Can a normal clearance service handle hazardous waste?
Not always. Some clearance services handle only general household or commercial waste, while others can advise on or arrange suitable handling for hazardous items. The key is to ask early and be specific about what you have. Surprises on the day are rarely a good thing.
How do I know if an old item is dangerous?
Look for labels, hazard pictograms, leaks, corrosion, strong smells, swelling, or damage. If it is old, unlabelled, or stored badly, assume it needs extra care. When in doubt, isolate it and seek proper guidance rather than trying to guess.
Are batteries and vapes treated as hazardous waste?
They can be, depending on the type and condition. Batteries in particular should be treated carefully because damaged or poorly stored units can cause fire risk. Vapes and similar items may contain batteries or liquids that need separate handling.
What should I do with waste found in a loft, garage, or shed?
Sort it before it moves. Lofts, garages, and sheds often hold old household chemicals, aerosols, electrical items, and forgotten containers. A methodical sort helps prevent hazardous pieces from being mixed in with general clearance waste. The job goes much more smoothly that way.
How can businesses reduce the risk of hazardous waste fines?
Use a simple internal process: identify hazardous materials, train staff to separate them, store them safely, keep records, and use a suitable waste contractor. Regular reviews also help because waste streams change over time. Small systems prevent big problems.

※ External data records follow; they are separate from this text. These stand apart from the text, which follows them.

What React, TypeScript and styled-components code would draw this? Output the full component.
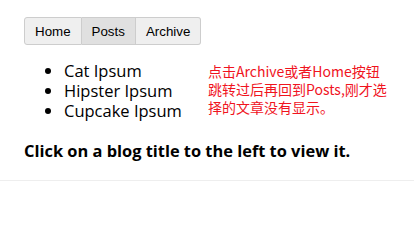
import styled, { createGlobalStyle } from 'styled-components'
import { useState } from 'react'

const GlobalStyle = createGlobalStyle`
  html, body {
    margin: 0;
    padding: 0;
    background: #fff;
  }
  body {
    font-family: 'Open Sans', 'Noto Sans', sans-serif;
    color: #000;
  }
`

const TABS = ['Home', 'Posts', 'Archive']
const POSTS = ['Cat Ipsum', 'Hipster Ipsum', 'Cupcake Ipsum']

const App = () => {
  const [active, setActive] = useState('Posts')

  return (
    <>
      <GlobalStyle />
      <Page>
        <Nav>
          {TABS.map(tab => (
            <TabButton
              key={tab}
              $active={tab === active}
              onClick={() => setActive(tab)}
            >
              {tab}
            </TabButton>
          ))}
        </Nav>
        <Content>
          <PostList>
            {POSTS.map(post => (
              <li key={post}>{post}</li>
            ))}
          </PostList>
          <Note>
            点击Archive或者Home按钮跳转过后再回到Posts,刚才选择的文章没有显示。
          </Note>
        </Content>
        <Hint>Click on a blog title to the left to view it.</Hint>
      </Page>
      <Divider />
    </>
  )
}

export default App

const Page = styled.div`
  padding: 17px 24px 0;
`

const Nav = styled.div`
  display: flex;
`

const TabButton = styled.button<{ $active: boolean }>`
  height: 28px;
  padding: 0 10px;
  margin: 0;
  font-family: 'Liberation Sans', Arial, sans-serif;
  font-size: 13.33px;
  color: #000;
  background: ${({ $active }) => ($active ? '#e0e0e0' : '#efefef')};
  border: 1px solid #cdcdcd;
  border-left-width: 0;
  cursor: pointer;

  &:first-child {
    border-left-width: 1px;
    border-radius: 3px 0 0 3px;
  }

  &:last-child {
    border-radius: 0 3px 3px 0;
  }
`

const Content = styled.div`
  display: flex;
  align-items: flex-start;
  margin-top: 16px;
`

const PostList = styled.ul`
  margin: 0;
  padding-left: 40px;
  font-size: 16.5px;
  line-height: 20px;
  width: 144px;
  flex-shrink: 0;
`

const Note = styled.p`
  margin: 1px 0 0;
  width: 196px;
  color: #f0141e;
  font-family: 'Noto Sans CJK SC', sans-serif;
  font-size: 14px;
  line-height: 18px;
`

const Hint = styled.h4`
  margin: 19px 0 0;
  font-size: 16.4px;
  line-height: 22px;
  font-weight: 700;
`

const Divider = styled.hr`
  margin: 18px 0 0;
  border: 0;
  border-top: 1px solid #eee;
`
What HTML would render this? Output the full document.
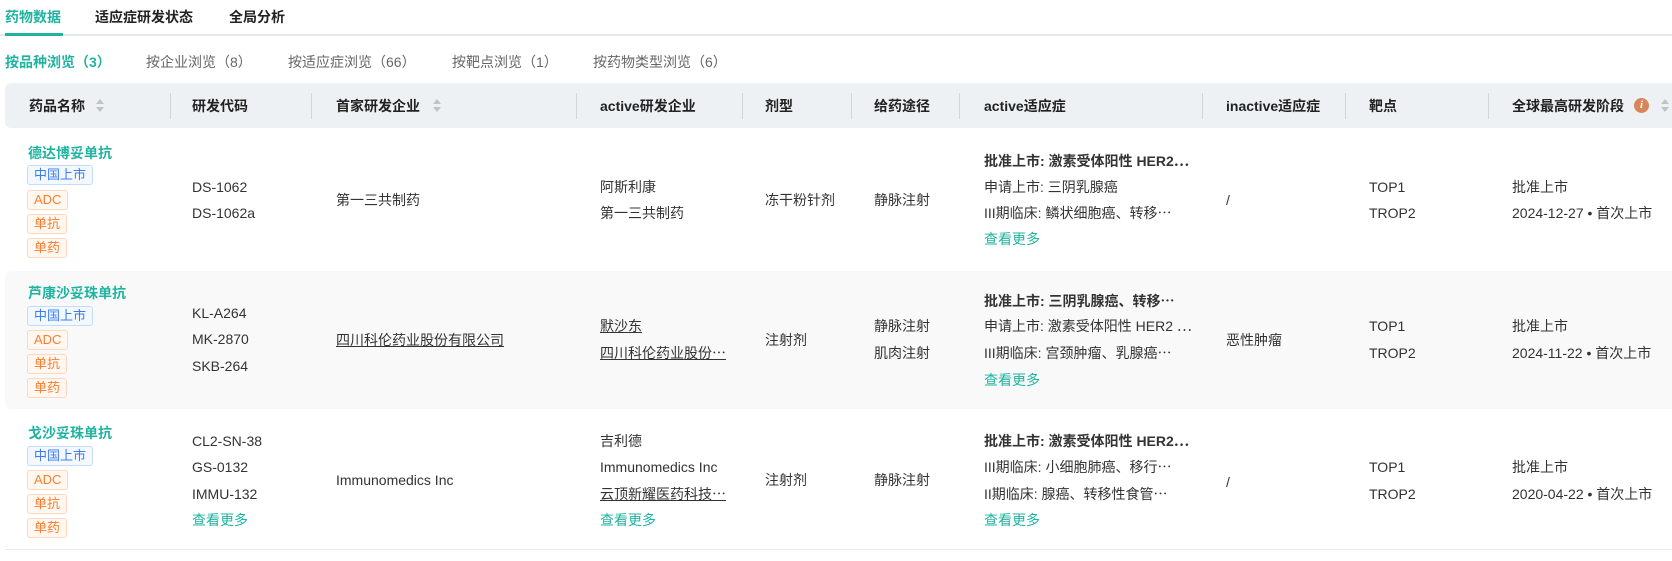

Is recycling possible for hazardous items?
Sometimes, yes, depending on the item and its condition. Some materials can be recovered or treated through specialist recycling routes, but not everything is suitable. It is better to check each item rather than assume it can go into a standard recycling container.
What is the safest next step if I am unsure about a waste item?
Do not put it with general waste. Isolate it, keep it visible, and get it checked before collection. That simple pause is often the difference between a clean clearance and a messy, expensive mistake.